L’idée d’un titre de circulation spécifique aux véhicules de collection remonte au début des années soixante et à l’émergence du phénomène de la collection automobile. À l’époque, il ne s’agissait que de voitures d’avant-guerre, de tacots comme l’on disait alors, mais les problèmes de carte grise manquante existaient déjà.

En effet, pendant la Seconde Guerre mondiale de nombreux véhicules ont vu leur carte grise égarée ou perdue. Délaissés pour de nouveaux véhicules plus modernes après le conflit, ceux-ci sont restés immobilisés en l’état. Mais quand les collectionneurs ont commencé à s’intéresser à eux et ont souhaité pouvoir rouler avec en toute légalité, il a bien fallu trouver une solution qui satisfasse tout autant ces derniers que les pouvoirs publics. Mais la première initiative en ce sens revient au club des Teuf-Teuf créé en 1935.

Au début des années soixante, à l’initiative de Messieurs Blomet et Roux, il avait ainsi été imaginé et mis en place une procédure d’attestation de conformité par des experts reconnus par ledit club. Celle-ci, officiellement certifiée par le club, a ensuite été reconnue le 19 avril 1966 par les Pouvoirs Publics conformément à la circulaire CR166. L’attestation du club des Teuf-Teuf devient alors un acte de régularisation de la conformité des véhicules leur permettant d’obtenir une nouvelle carte grise dite de collection. La mention “véhicule de collection” apparaît pour la première fois sur des cartes grises, la carte grise de Collection était donc officiellement née et elle allait dès lors permettre de sauver de la ferraille nombre de véhicules anciens en leur permettant de reprendre la route en toute légalité !

1984, première définition du véhicule de collection

Entre-temps, la FNCAAF (Fédération nationale des clubs d’automobiles anciennes en France) est créée le 11 novembre 1967 à Paris puis, le 16 décembre suivant, à Lyon elle devient la FFAE (Fédération française des automobiles d’époque). Dix-huit ans plus tard, le ministère des Transports, avec la collaboration de cette dernière, réglemente par un arrêté en date du 5 novembre 1984 la qualification véhicule de Collection et crée de fait une nouvelle série administrative éponyme dans les immatriculations de véhicules.

Destinée à tous les véhicules de plus de trente ans, la carte grise de Collection leur permet de continuer à rouler sous un régime adapté à leur spécificité tout en leur donnant une véritable dimension patrimoniale.

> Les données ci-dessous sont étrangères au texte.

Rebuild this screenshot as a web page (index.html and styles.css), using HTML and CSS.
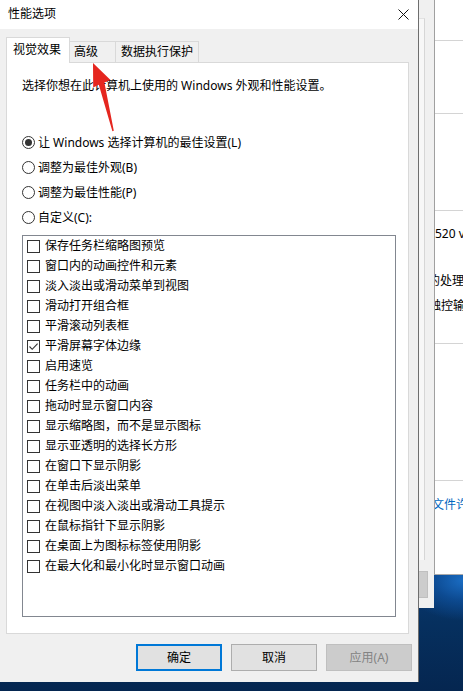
FILE: index.html
```html
<!DOCTYPE html>
<html lang="zh-CN">
<head>
<meta charset="utf-8">
<title>性能选项</title>
<link rel="stylesheet" href="styles.css">
</head>
<body>
<div class="stage">
  <div class="dialog">
    <div class="titlebar">
      <span class="title">性能选项</span>
      <svg class="close" width="11" height="11" viewBox="0 0 11 11"><path d="M0.5 0.5L10.5 10.5M10.5 0.5L0.5 10.5" stroke="#111" stroke-width="1" fill="none"/></svg>
    </div>
    <div class="body">
      <div class="tabs">
        <div class="tab tab-active">视觉效果</div>
        <div class="tab tab-2">高级</div>
        <div class="tab tab-3">数据执行保护</div>
      </div>
      <div class="panel">
        <p class="desc">选择你想在此计算机上使用的 Windows 外观和性能设置。</p>
        <div class="radios">
          <div class="radio-row"><span class="radio on"></span><span>让 Windows 选择计算机的最佳设置(L)</span></div>
          <div class="radio-row"><span class="radio"></span><span>调整为最佳外观(B)</span></div>
          <div class="radio-row"><span class="radio"></span><span>调整为最佳性能(P)</span></div>
          <div class="radio-row"><span class="radio"></span><span>自定义(C):</span></div>
        </div>
        <div class="list">
          <div class="item"><span class="cb"></span><span>保存任务栏缩略图预览</span></div>
          <div class="item"><span class="cb"></span><span>窗口内的动画控件和元素</span></div>
          <div class="item"><span class="cb"></span><span>淡入淡出或滑动菜单到视图</span></div>
          <div class="item"><span class="cb"></span><span>滑动打开组合框</span></div>
          <div class="item"><span class="cb"></span><span>平滑滚动列表框</span></div>
          <div class="item"><span class="cb checked"><svg width="11" height="11" viewBox="0 0 11 11"><path d="M1.5 5.5L4.2 8.3L9.6 2.6" stroke="#333" stroke-width="1.1" fill="none"/></svg></span><span>平滑屏幕字体边缘</span></div>
          <div class="item"><span class="cb"></span><span>启用速览</span></div>
          <div class="item"><span class="cb"></span><span>任务栏中的动画</span></div>
          <div class="item"><span class="cb"></span><span>拖动时显示窗口内容</span></div>
          <div class="item"><span class="cb"></span><span>显示缩略图，而不是显示图标</span></div>
          <div class="item"><span class="cb"></span><span>显示亚透明的选择长方形</span></div>
          <div class="item"><span class="cb"></span><span>在窗口下显示阴影</span></div>
          <div class="item"><span class="cb"></span><span>在单击后淡出菜单</span></div>
          <div class="item"><span class="cb"></span><span>在视图中淡入淡出或滑动工具提示</span></div>
          <div class="item"><span class="cb"></span><span>在鼠标指针下显示阴影</span></div>
          <div class="item"><span class="cb"></span><span>在桌面上为图标标签使用阴影</span></div>
          <div class="item"><span class="cb"></span><span>在最大化和最小化时显示窗口动画</span></div>
        </div>
      </div>
      <div class="buttons">
        <div class="btn btn-default">确定</div>
        <div class="btn">取消</div>
        <div class="btn btn-disabled">应用(A)</div>
      </div>
    </div>
  </div>

  <div class="behind">
    <div class="behind-panel"></div>
    <div class="behind-btn"></div>
  </div>

  <div class="win">
    <div class="sec sec-1"></div>
    <div class="sec sec-2"></div>
    <div class="sec sec-3"></div>
    <div class="sec sec-4">
      <div class="wtext t-a">520 v</div>
      <div class="wtext t-b">的处理器</div>
      <div class="wtext t-c">触控输入</div>
    </div>
    <div class="sec sec-5"></div>
    <div class="sec sec-6">
      <div class="wtext wlink">文件许可</div>
    </div>
  </div>

  <svg class="arrow" width="463" height="691" viewBox="0 0 463 691">
    <polygon points="93,63 110.5,80 104.4,82.6 113.8,130.7 112.4,131.2 98.8,84.8 93.2,87.5" fill="#e5261f"/>
  </svg>
</div>
</body>
</html>
```

FILE: styles.css
```css
* {
  box-sizing: border-box;
}

html, body {
  margin: 0;
  padding: 0;
}

body {
  font-family: "Noto Sans", "Noto Sans CJK SC", sans-serif;
  font-size: 12px;
  color: #000;
  background: #062b5a;
}

.stage {
  position: relative;
  width: 463px;
  height: 691px;
  overflow: hidden;
  display: flex;
  align-items: flex-start;
  background:
    radial-gradient(ellipse 60px 40px at 100% 84%, #1a6cc2 0%, rgba(16, 88, 170, 0.6) 50%, rgba(10, 60, 120, 0) 100%),
    linear-gradient(180deg, #0a4388 0%, #0a3b78 82%, #06305f 90%, #052650 100%);
}

/* ---------- dialog ---------- */
.dialog {
  width: 419px;
  height: 682px;
  flex: none;
  background: #f0f0f0;
  border-right: 1px solid #6e6e6e;
  display: flex;
  flex-direction: column;
}

.titlebar {
  height: 29px;
  background: #fff;
  display: flex;
  align-items: center;
  padding: 0 9px 1px 8px;
  flex: none;
}

.title {
  line-height: 16px;
}

.close {
  margin-left: auto;
  display: block;
}

.body {
  flex: 1;
  padding: 8px 0 0 6px;
  display: flex;
  flex-direction: column;
}

/* tabs */
.tabs {
  display: flex;
  align-items: flex-end;
  height: 25px;
  flex: none;
}

.tab {
  height: 21px;
  line-height: 20px;
  background: #f0f0f0;
  border-top: 1px solid #d9d9d9;
  border-right: 1px solid #d9d9d9;
  padding-left: 4px;
  white-space: nowrap;
}

.tab-active {
  position: relative;
  z-index: 1;
  width: 64px;
  height: 26px;
  margin-bottom: -1px;
  line-height: 24px;
  background: #fff;
  border-left: 1px solid #d9d9d9;
  padding-left: 6px;
}

.tab-2 {
  width: 46px;
}

.tab-3 {
  width: 83px;
  padding-left: 5px;
}

/* panel */
.panel {
  width: 403px;
  height: 572px;
  flex: none;
  background: #fff;
  border: 1px solid #d9d9d9;
  padding: 13px 0 0 15px;
}

.desc {
  margin: 0;
  line-height: 20px;
}

.radios {
  margin-top: 34px;
}

.radio-row {
  height: 25px;
  display: flex;
  align-items: center;
  gap: 3px;
  line-height: 16px;
}

.radio {
  width: 13px;
  height: 13px;
  flex: none;
  border: 1px solid #333;
  border-radius: 50%;
  background: #fff;
  display: flex;
  align-items: center;
  justify-content: center;
}

.radio.on::after {
  content: "";
  width: 7px;
  height: 7px;
  border-radius: 50%;
  background: #333;
}

.list {
  margin-top: 5px;
  width: 374px;
  height: 382px;
  border: 1px solid #828790;
  padding-left: 4px;
}

.item {
  height: 20px;
  display: flex;
  align-items: center;
  gap: 5px;
  line-height: 16px;
}

.cb {
  width: 13px;
  height: 13px;
  flex: none;
  border: 1px solid #333;
  background: #fff;
  display: flex;
  align-items: center;
  justify-content: center;
}

.cb svg {
  display: block;
}

/* buttons */
.buttons {
  display: flex;
  gap: 9px;
  margin-top: 10px;
  padding-left: 130px;
}

.btn {
  width: 86px;
  height: 27px;
  background: #e1e1e1;
  border: 1px solid #adadad;
  display: flex;
  align-items: center;
  justify-content: center;
  line-height: 16px;
}

.btn-default {
  border: 2px solid #0078d7;
}

.btn-disabled {
  background: #cccccc;
  border-color: #bfbfbf;
  color: #838383;
}

/* ---------- windows behind ---------- */
.behind {
  width: 15px;
  height: 608px;
  flex: none;
  background: #f0f0f0;
  display: flex;
  flex-direction: column;
}

.behind-panel {
  width: 6px;
  height: 542px;
  margin-top: 18px;
  background: #f7f7f7;
  border-right: 1px solid #d6d6d6;
  border-top: 1px solid #e2e2e2;
}

.behind-btn {
  width: 9px;
  height: 27px;
  margin-top: 11px;
  background: #cccccc;
  border: 1px solid #bfbfbf;
  border-left: none;
}

.win {
  width: 29px;
  height: 575px;
  flex: none;
  background: #fff;
  border-left: 1px solid #a0a0a0;
  border-bottom: 1px solid #a9a9a9;
  overflow: hidden;
}

.sec {
  border-bottom: 1px solid #d4d4d4;
}

.sec-1 { height: 41px; }
.sec-2 { height: 73px; }
.sec-3 { height: 97px; }
.sec-4 { height: 133px; padding-top: 15px; }
.sec-5 { height: 137px; }
.sec-6 { border-bottom: none; padding-top: 16px; }

.wtext {
  line-height: 16px;
  white-space: nowrap;
}

.t-a { margin-left: 0; }
.t-b { margin-left: -7px; margin-top: 31px; }
.t-c { margin-left: -6px; margin-top: 9px; }

.wlink {
  color: #0067c0;
  margin-left: -3px;
}

/* ---------- annotation arrow (overlay) ---------- */
.arrow {
  position: absolute;
  left: 0;
  top: 0;
  pointer-events: none;
}
```
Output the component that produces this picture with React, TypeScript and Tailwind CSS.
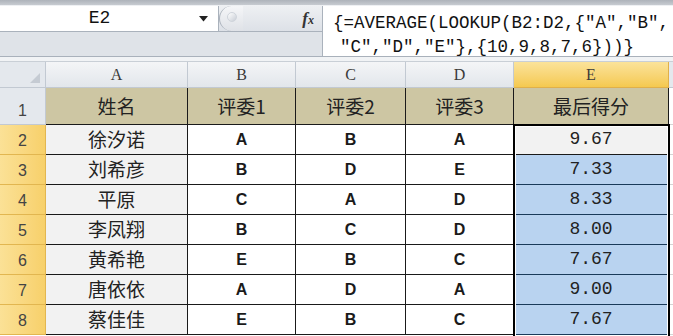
import React from "react";

const rows = [
  { name: "徐汐诺", b: "A", c: "B", d: "A", e: "9.67" },
  { name: "刘希彦", b: "B", c: "D", d: "E", e: "7.33" },
  { name: "平原", b: "C", c: "A", d: "D", e: "8.33" },
  { name: "李凤翔", b: "B", c: "C", d: "D", e: "8.00" },
  { name: "黄希艳", b: "E", c: "B", d: "C", e: "7.67" },
  { name: "唐依依", b: "A", c: "D", d: "A", e: "9.00" },
  { name: "蔡佳佳", b: "E", c: "B", d: "C", e: "7.67" },
];

const cjk = "font-['Noto_Sans_CJK_SC',sans-serif]";
const mono = "font-['Liberation_Mono','Noto_Sans_CJK_SC',monospace]";

const ColHead: React.FC<{ label: string; active?: boolean }> = ({ label, active }) => (
  <div
    className={
      active
        ? "flex items-center justify-center border-r border-b border-[#e0b04a] bg-gradient-to-b from-[#fbe39a] to-[#f5c94e] font-['Liberation_Serif',serif] text-[16px] text-[#3a3a3a]"
        : "flex items-center justify-center border-r border-b border-[#c2c9d2] bg-gradient-to-b from-[#f4f5f7] to-[#e2e6eb] font-['Liberation_Serif',serif] text-[16px] text-[#3a3a3a]"
    }
  >
    {label}
  </div>
);

const RowHead: React.FC<{ n: number }> = ({ n }) => (
  <div
    className={
      n === 1
        ? "flex items-end justify-center pb-[1px] border-r border-b border-[#c2c9d2] bg-[#e4e8ed] font-['Liberation_Sans',sans-serif] text-[16px] text-[#444]"
        : "flex items-end justify-center pb-[1px] border-r border-b border-[#e2b650] bg-gradient-to-r from-[#fbe196] to-[#f7d06a] font-['Liberation_Sans',sans-serif] text-[16px] text-[#444]"
    }
  >
    {n}
  </div>
);

export default function App() {
  return (
    <div className="w-[673px] h-[336px] overflow-hidden bg-white flex flex-col select-none">
      {/* formula bar */}
      <div className="h-[6px] bg-gradient-to-b from-[#aeb3ba] to-[#c7cbd1] border-b border-[#eef0f3]" />
      <div className="h-[51px] flex bg-[#dfe3e8] border-b border-[#a9b1bb]">
        <div className="w-[322px] flex flex-col">
          <div className="h-[26px] flex border-b border-[#aab2bc]">
            <div className="w-[219px] bg-white flex items-center border-r border-[#aab2bc]">
              <div className={`flex-1 text-center text-[18px] text-[#111] ${mono}`}>E2</div>
              <svg width="9" height="6" viewBox="0 0 9 6" className="mr-[10px]">
                <path d="M0 0 L9 0 L4.5 5.5 Z" fill="#222" />
              </svg>
            </div>
            <div className="flex-1 flex items-center bg-gradient-to-b from-[#eef0f3] to-[#dde1e7]">
              <div className="w-[24px] h-[25px] rounded-l-full border-l border-[#a9b0ba] bg-gradient-to-b from-[#f5f6f8] to-[#dfe2e7] flex items-center justify-center">
                <div className="w-[10px] h-[10px] rounded-full bg-gradient-to-br from-[#ffffff] to-[#c9ced6] border border-[#cfd4db] -mt-[3px]" />
              </div>
              <div className="flex-1" />
              <div className="mr-[8px] font-['Liberation_Serif',serif] italic font-bold text-[17px] text-[#333] leading-none">
                f<span className="text-[12px]">x</span>
              </div>
            </div>
          </div>
          <div className="flex-1 bg-[#dfe3e8]" />
        </div>
        <div className="flex-1 bg-white border-l border-[#aab2bc] pl-[10px] pt-[4px]">
          <div className={`text-[17.5px] leading-[26px] text-[#111] whitespace-nowrap ${mono}`}>
            {'{=AVERAGE(LOOKUP(B2:D2,{"A","B",'}
          </div>
          <div className={`pl-[7px] text-[17.5px] leading-[22px] text-[#111] whitespace-nowrap ${mono}`}>
            {'"C","D","E"},{10,9,8,7,6}))}'}
          </div>
        </div>
      </div>
      <div className="h-[5px] bg-[#f1f3f5] border-b border-[#c9cfd6]" />

      {/* sheet */}
      <div className="relative flex-1">
        <div className="grid grid-cols-[46px_142px_108px_110px_108px_155px_4px] grid-rows-[26px_37px_repeat(7,30px)]">
          <div className="relative border-r border-b border-[#c2c9d2] bg-[#e4e8ed]">
            <svg width="10" height="10" viewBox="0 0 10 10" className="absolute right-[5px] bottom-[4px]">
              <path d="M10 0 L10 10 L0 10 Z" fill="#c5cbd3" />
            </svg>
          </div>
          <ColHead label="A" />
          <ColHead label="B" />
          <ColHead label="C" />
          <ColHead label="D" />
          <ColHead label="E" active />
          <div className="border-b border-[#c2c9d2] bg-[#e4e8ed]" />

          <RowHead n={1} />
          {["姓名", "评委1", "评委2", "评委3", "最后得分"].map((h) => (
            <div
              key={h}
              className={`flex items-center justify-center bg-[#cdc6a3] border-r border-b border-[#1a1a1a] text-[19px] text-[#222] ${cjk}`}
            >
              {h}
            </div>
          ))}
          <div className="bg-white border-b border-[#d4d4d4]" />

          {rows.map((r, i) => (
            <React.Fragment key={r.name}>
              <RowHead n={i + 2} />
              <div className={`flex items-center justify-center bg-[#f2f2f2] border-r border-b border-[#1a1a1a] text-[19px] text-[#222] ${cjk}`}>
                {r.name}
              </div>
              {[r.b, r.c, r.d].map((v, j) => (
                <div
                  key={j}
                  className="flex items-center justify-center bg-white border-r border-b border-[#1a1a1a] font-['Liberation_Sans',sans-serif] font-bold text-[16px] text-[#1a1a1a]"
                >
                  {v}
                </div>
              ))}
              <div
                className={
                  i === 0
                    ? `flex items-center justify-center bg-[#f2f2f2] border-r border-b border-[#1a1a1a] text-[18px] text-[#222] ${mono}`
                    : `flex items-center justify-center bg-[#b9d3f0] border-r border-b border-[#1a3a5a] text-[18px] text-[#222] ${mono}`
                }
              >
                {r.e}
              </div>
              <div className="bg-white border-b border-[#d4d4d4]" />
            </React.Fragment>
          ))}
        </div>

        {/* selection E2:E8 */}
        <div className="absolute left-[513px] top-[62px] w-[157px] h-[215px] border-2 border-black shadow-[inset_0_0_0_1px_white] pointer-events-none" />
      </div>
    </div>
  );
}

Même en l’absence de l’ancien certificat d’immatriculation, un véhicule de plus de 25 ans peut alors être réimmatriculé sans avoir à subir une réception à titre isolé par le service des Mines selon les normes en vigueur lors de sa première mise en circulation ou de sa construction. Il peut alors circuler librement dans son département d’immatriculation et ses départements limitrophes. Au-delà des départements limitrophes, à chaque sortie, il suffit à son propriétaire de remplir une déclaration de circulation rédigée sur une carte-lettre extraite d’un carnet à souche et de l’envoyer à sa préfecture.

Cet Arrêté du 5 novembre 1984 officialise aussi la mission de service public déléguée à la FFAE. Le 14 février 1987, pour ses vingt ans, la FFAE décide de prendre le nom de FFVE pour devenir la Fédération que nous connaissons aujourd’hui.

À partir du 1er janvier 1992, lorsque le contrôle technique est instauré en France, le véhicule bénéficiant d’une carte grise de Collection en est de fait exempté.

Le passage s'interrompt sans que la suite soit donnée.